Right now, Bociurkiw is a good bridge between Ukrainian and Canadian realities. As a senior fellow at the Washington, D.C.-based Atlantic Council, he knows the geopolitics.

Also, his parents came to Canada from Ukraine. He has spent plenty of time in the country — he was the spokesperson for the Organization for Security and Co-operation in Europe after Russia’s annexation of Crimea in 2014 — and speaks the language fluently. He has been there for the past month.

Here’s what he has to say: It’s bad and it’s going to get worse. The UN estimates 836,000 Ukrainians fled the country within six days of the invasion, with many more to follow. It’s becoming harder to get money and supplies to those who need them most.

“I fear that the footprint of violence and shelling will increase,” Bociurkiw says. Missiles hadn’t struck Lviv as of Wednesday, but people are fearful, anxious.

Still, he is touched by how well he is treated on the street. “People are so kind and want to help.”

Also, the outpouring of global goodwill, the belief that there will be help from outside when it’s time to rebuild, has offered Ukrainians a ray of light. Television tells stories of international support. “They really need that right now.”

That leads to a question: Do the gestures made in places like far-off Victoria make a difference? “Absolutely,” Bociurkiw says.

Those rallies on the legislature lawn matter.
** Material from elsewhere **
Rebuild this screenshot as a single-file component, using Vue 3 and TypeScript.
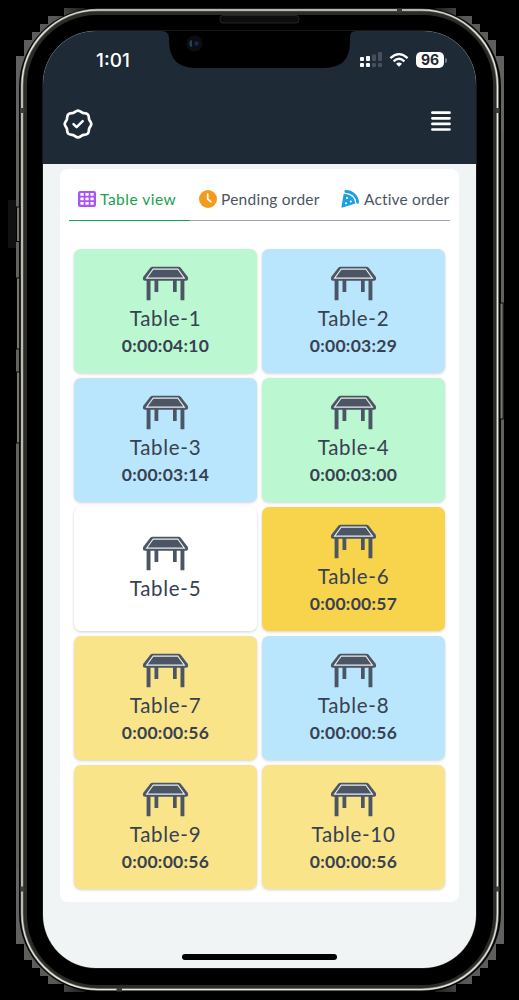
<script setup lang="ts">
interface TableCell {
  name: string
  time?: string
  tone: 'green' | 'blue' | 'white' | 'amber' | 'yellow'
}

const tables: TableCell[] = [
  { name: 'Table-1', time: '0:00:04:10', tone: 'green' },
  { name: 'Table-2', time: '0:00:03:29', tone: 'blue' },
  { name: 'Table-3', time: '0:00:03:14', tone: 'blue' },
  { name: 'Table-4', time: '0:00:03:00', tone: 'green' },
  { name: 'Table-5', tone: 'white' },
  { name: 'Table-6', time: '0:00:00:57', tone: 'amber' },
  { name: 'Table-7', time: '0:00:00:56', tone: 'yellow' },
  { name: 'Table-8', time: '0:00:00:56', tone: 'blue' },
  { name: 'Table-9', time: '0:00:00:56', tone: 'yellow' },
  { name: 'Table-10', time: '0:00:00:56', tone: 'yellow' },
]

const corners = ['', 'translate(520 0) scale(-1 1)', 'translate(0 1000) scale(1 -1)', 'translate(520 1000) scale(-1 -1)']
</script>

<template>
  <div class="stage">
    <svg class="frame" width="519" height="1000" viewBox="0 0 519 1000">
      <defs>
        <linearGradient id="edge" x1="0" y1="1" x2="1" y2="0">
          <stop offset="0" stop-color="#666664" />
          <stop offset="0.75" stop-color="#585856" />
          <stop offset="1" stop-color="#1c1c1c" />
        </linearGradient>
      </defs>
      <!-- stepped outer edge, one quadrant mirrored four times -->
      <path
        v-for="c in corners"
        :key="c"
        :transform="c"
        d="M85 8H64V16H48V24H40V32H32V40H24V56H16V130H80Z"
        fill="url(#edge)"
      />
      <path d="M16 130H19V870H16ZM501 130H504V870H501Z" fill="#62625f" />
      <rect x="19" y="8" width="482" height="984" rx="79" fill="#050505" />
      <rect x="22" y="10" width="475.5" height="979.5" rx="76" fill="#2c2b28" stroke="#85857e" stroke-width="2.6" />
      <rect x="22" y="10" width="475.5" height="979.5" rx="76" fill="none" stroke="#e9e8e1" stroke-width="1.1" />
      <rect x="27" y="15" width="466" height="970" rx="70" fill="#000" />
      <!-- antenna bands -->
      <path d="M20 108h4.500v5h-4.500zM495.500 108h4v5h-4zM20 886.500h4.500v5h-4.500zM495.500 886.500h4v5h-4zM397 8.500h5v4h-5zM116.500 987.500h5.500v4h-5.500z" fill="#3b3b38" />
      <!-- side buttons -->
      <rect x="8" y="200" width="8" height="48" fill="#111" />
      <g fill="#77776f" stroke="#050505" stroke-width="1">
        <rect x="16.500" y="207" width="3.200" height="34.500" />
        <rect x="16.500" y="278" width="3.200" height="71" />
        <rect x="16.500" y="372" width="3.200" height="71" />
        <rect x="500" y="303" width="3.200" height="116" />
      </g>
      <rect x="220" y="15.500" width="79" height="7.500" rx="3" fill="#0d0d0d" stroke="#252525" stroke-width="1" />
    </svg>

    <main class="screen">
      <header class="top">
        <div class="status">
          <span class="clock">1:01</span>
          <div class="signals">
            <svg width="22" height="16" viewBox="0 0 22 16">
              <g fill="#fff">
                <rect x="0" y="5" width="4" height="4" rx="1" /><rect x="6" y="4" width="4" height="5" rx="1" />
                <rect x="0" y="11" width="4" height="4" rx="1" /><rect x="6" y="11" width="4" height="4" rx="1" />
              </g>
              <g fill="#46515d">
                <rect x="12" y="2.500" width="4" height="6.500" rx="1" /><rect x="18" y="0" width="4" height="9" rx="1" />
                <rect x="12" y="11" width="4" height="4" rx="1" /><rect x="18" y="11" width="4" height="4" rx="1" />
              </g>
            </svg>
            <svg class="wifi" width="20" height="16" viewBox="0 0 20 16">
              <g fill="none" stroke="#fff" stroke-width="2.300">
                <path d="M1.400 6.200Q10-1.900 18.600 6.200" /><path d="M4.600 9.300Q10 4.200 15.400 9.300" />
              </g>
              <path d="M7 11.700Q10 9.200 13 11.700L10 14.800Z" fill="#fff" />
            </svg>
            <span class="battery">96</span>
            <i class="cap"></i>
          </div>
        </div>
        <div class="bar">
          <svg width="30" height="30" viewBox="0 0 30 30" fill="none" stroke="#fff" stroke-linecap="round" stroke-linejoin="round">
            <path stroke-width="2.700" d="M15 1.700C17 1.700 18.300 3.500 19.700 3.900C21.300 4.200 23.500 4 24.700 5.300C26 6.500 25.800 8.700 26.100 10.300C26.500 11.700 28.300 13 28.300 15C28.300 17 26.500 18.300 26.100 19.700C25.800 21.300 26 23.500 24.700 24.700C23.500 26 21.300 25.800 19.700 26.100C18.300 26.500 17 28.300 15 28.300C13 28.300 11.700 26.500 10.300 26.100C8.700 25.800 6.500 26 5.300 24.700C4 23.500 4.200 21.300 3.900 19.700C3.500 18.300 1.700 17 1.700 15C1.700 13 3.500 11.700 3.900 10.300C4.200 8.700 4 6.500 5.300 5.300C6.500 4 8.700 4.200 10.300 3.900C11.700 3.500 13 1.700 15 1.700Z" />
            <path stroke-width="2.500" d="M10.500 15.200L13.600 18.200L19.700 12.100" />
          </svg>
          <svg width="20" height="21" viewBox="0 0 20 21" stroke="#fff" stroke-width="2.700" stroke-linecap="round">
            <path d="M1.400 1.700H18.500M1.400 7.300H18.500M1.400 12.900H18.500M1.400 18.500H18.500" />
          </svg>
        </div>
        <svg class="notch" width="194" height="38" viewBox="0 0 194 38">
          <path d="M0 0Q7 0 7 8V11Q8 37 33 37H162Q188 37 188 11V6Q188 0 194 0Z" fill="#000" />
          <circle cx="32.500" cy="12.500" r="8" fill="#0c0d10" />
          <path d="M29.500 9.500Q27.500 12.500 29.500 15.500" fill="none" stroke="#254b50" stroke-width="2" />
          <circle cx="34.500" cy="12.500" r="2.200" fill="#142a59" />
        </svg>
      </header>

      <section class="panel">
        <nav class="tabs">
          <div class="tab active">
            <svg width="18" height="16" viewBox="0 0 18 16">
              <rect width="18" height="16" rx="2" fill="#a855f7" />
              <g fill="#fff">
                <template v-for="y in 3" :key="y">
                  <rect v-for="x in 3" :key="x" :x="x * 5 - 2.600" :y="y * 4.500 - 2.500" width="3.300" height="2.700" rx=".4" />
                </template>
              </g>
            </svg>
            <span class="t1">Table view</span>
          </div>
          <div class="tab pending">
            <svg width="18" height="18" viewBox="0 0 18 18">
              <circle cx="9" cy="9" r="9" fill="#f29b1c" />
              <path d="M8.700 4V9L12 11.800" fill="none" stroke="#fff" stroke-width="1.700" stroke-linecap="round" />
            </svg>
            <span class="t2">Pending order</span>
          </div>
          <div class="tab orders">
            <svg width="18" height="18" viewBox="0 0 18 18">
              <path d="M4.800 1.500C11 1.500 16.300 6 16.600 12.300" fill="none" stroke="#1e9ee3" stroke-width="2.800" stroke-linecap="round" />
              <path d="M3.600 3.700C9.700 3.700 14 8 14.500 13.400L1.700 17.600Q.3 17.900.5 16.400L2.500 4.700Q2.700 3.700 3.600 3.700Z" fill="#1e9ee3" />
              <path d="M3.800 3.600C9.500 3.600 14 7.500 14.600 12.900" fill="none" stroke="#fff" stroke-width=".8" />
              <g fill="#fff"><circle cx="6" cy="8" r="1.100" /><circle cx="9.800" cy="11.500" r="1.100" /><circle cx="5" cy="13.300" r="1.100" /></g>
            </svg>
            <span class="t3">Active order</span>
          </div>
        </nav>

        <div class="grid">
          <article v-for="t in tables" :key="t.name" class="cell" :class="t.tone">
            <svg width="46" height="36" viewBox="0 0 46 36">
              <path d="M10 .8H36Q37.300.8 38.200 1.800L45 10.600Q46.800 14.800 43.500 14.800H2.500Q-.8 14.800 1 10.600L7.800 1.800Q8.700.8 10 .8Z" fill="#4b5563" />
              <path d="M10.700 3H35.300L41.800 12H4.200Z" fill="#4b5563" stroke="#e9eef0" stroke-width="1.250" />
              <path d="M4.100 14H8V34.300H4.100ZM38 14H41.900V34.300H38ZM12 14H15.800V26H12ZM30.500 14H34.200V26H30.500Z" fill="#4b5563" />
            </svg>
            <div class="name">{{ t.name }}</div>
            <div v-if="t.time" class="time">{{ t.time }}</div>
          </article>
        </div>
      </section>
      <div class="home"></div>
    </main>
  </div>
</template>

<style>
body { background: #000; }
</style>

<style scoped>
.stage {
  position: relative;
  box-sizing: border-box;
  width: 519px;
  height: 1000px;
  padding: 31px 43px 32px;
  overflow: hidden;
  background: #000;
  font-family: Lato, "Open Sans", sans-serif;
}
svg { display: block; flex: none; }
.frame { position: absolute; left: 0; top: 0; }
.screen {
  position: relative;
  display: flex;
  flex-direction: column;
  align-items: center;
  width: 433px;
  height: 937px;
  overflow: hidden;
  border-radius: 53px;
  background: #f1f4f5;
  box-shadow: 0 0 0 0.5px #333;
}
.top {
  position: relative;
  flex: none;
  box-sizing: border-box;
  width: 100%;
  height: 133px;
  background: #1f2a37;
}
.notch { position: absolute; left: 119px; top: 0; }
.status {
  display: flex;
  justify-content: space-between;
  height: 60px;
  padding: 0 29px 0 53px;
}
.clock {
  margin-top: 18px;
  color: #fff;
  font: 500 19px/24px Inter, sans-serif;
}
.signals { display: flex; align-items: flex-start; padding-top: 21px; }
.wifi { margin-left: 7px; }
.battery {
  width: 28px;
  height: 16px;
  margin-left: 7px;
  border-radius: 5px;
  background: #fff;
  color: #1f2937;
  font: 700 14px/16px Inter, sans-serif;
  text-align: center;
}
.cap { width: 2px; height: 5px; margin: 6px 0 0 1px; border-radius: 0 2px 2px 0; background: #727b85; }
.bar {
  display: flex;
  justify-content: space-between;
  align-items: center;
  height: 66px;
  padding: 0 25px 0 20px;
}
.bar svg:last-child { margin-bottom: 6px; }
.panel {
  flex: none;
  box-sizing: border-box;
  width: 399px;
  height: 733px;
  margin-top: 5px;
  padding: 0 9px;
  border-radius: 8px;
  background: #fff;
}
.tabs {
  display: flex;
  box-sizing: border-box;
  width: 381px;
  height: 52px;
  padding-top: 8px;
  border-bottom: 1px solid #9ca3af;
}
.tab {
  display: flex;
  align-items: center;
  box-sizing: border-box;
  height: 44px;
  gap: 4px;
  white-space: nowrap;
  color: #4b5563;
  font-size: 15.500px;
}
.active { width: 121px; padding-left: 9px; color: #16a34a; border-bottom: 1px solid #16a34a; }
.pending { width: 143px; padding-left: 9px; }
.orders { padding-left: 9px; }
.orders svg { margin: 0 1px 0 -1px; }
.t1 { letter-spacing: 0.5px; }
.t2 { letter-spacing: 0.25px; }
.t3 { letter-spacing: 0.15px; }
.grid {
  display: grid;
  grid-template-columns: 183px 183px;
  grid-auto-rows: 124px;
  gap: 5px;
  padding: 28px 5px 0;
}
.cell {
  display: flex;
  flex-direction: column;
  align-items: center;
  justify-content: center;
  border-radius: 7px;
  color: #374151;
  box-shadow: 0 1px 3px rgb(0 0 0 / 18%);
}
.green { background: #bbf7d0; }
.blue { background: #bae6fd; }
.white { background: #fff; }
.amber { background: #f8d34c; }
.yellow { background: #fae48a; }
.cell svg { width: 47px; height: 36px; margin: 3px 1px 0 0; }
.cell.white svg { margin-top: -1px; }
.name { margin-top: 2px; font-size: 20.500px; line-height: 28px; letter-spacing: 0.7px; }
.time { font-size: 17.500px; font-weight: 700; line-height: 28px; letter-spacing: 0.3px; }
.home {
  flex: none;
  width: 155px;
  height: 6px;
  margin-top: 52px;
  border-radius: 3px;
  background: #000;
}
</style>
So do pictures of bridges and buildings lit up in blue and yellow, and the tape-in-your-window Ukrainian flag printed in Wednesday’s Times Colonist.

Such images get transmitted back to Europe by Ukrainian-Canadians via social media. (“Please don’t stop,” Bociurkiw urges Vancouver Islanders posting such content.)

Demonstrations of solidarity with Ukraine also send a message to politicians, Bociurkiw says. They can awaken international corporations, too, spurring them to devote resources to humanitarian and recovery efforts. “They can often work and mobilize faster than governments can, because they’re already there on the ground.”

He mentions world-class Canadian telecom companies as having what will be needed. “Ukraine is going to need a lot of help in terms of rebuilding its infrastructure.”

The immediate need, though, is help for those seeking refuge. Canada has plenty of people with soft-power skills who could be teamed up and dropped into countries like Poland to help with temporary resettlement, Bociurkiw says.

Canada, with its huge, well-organized diaspora (more than 1.3 million here have Ukrainian heritage), is also well-positioned to offer shelter to displaced Ukrainians (many of whom, he says, could fill jobs in health care, tech and other areas hurt by the labour shortage).

In other words, we could offer a safe haven, just like Bociurkiw and the rest of us already enjoy.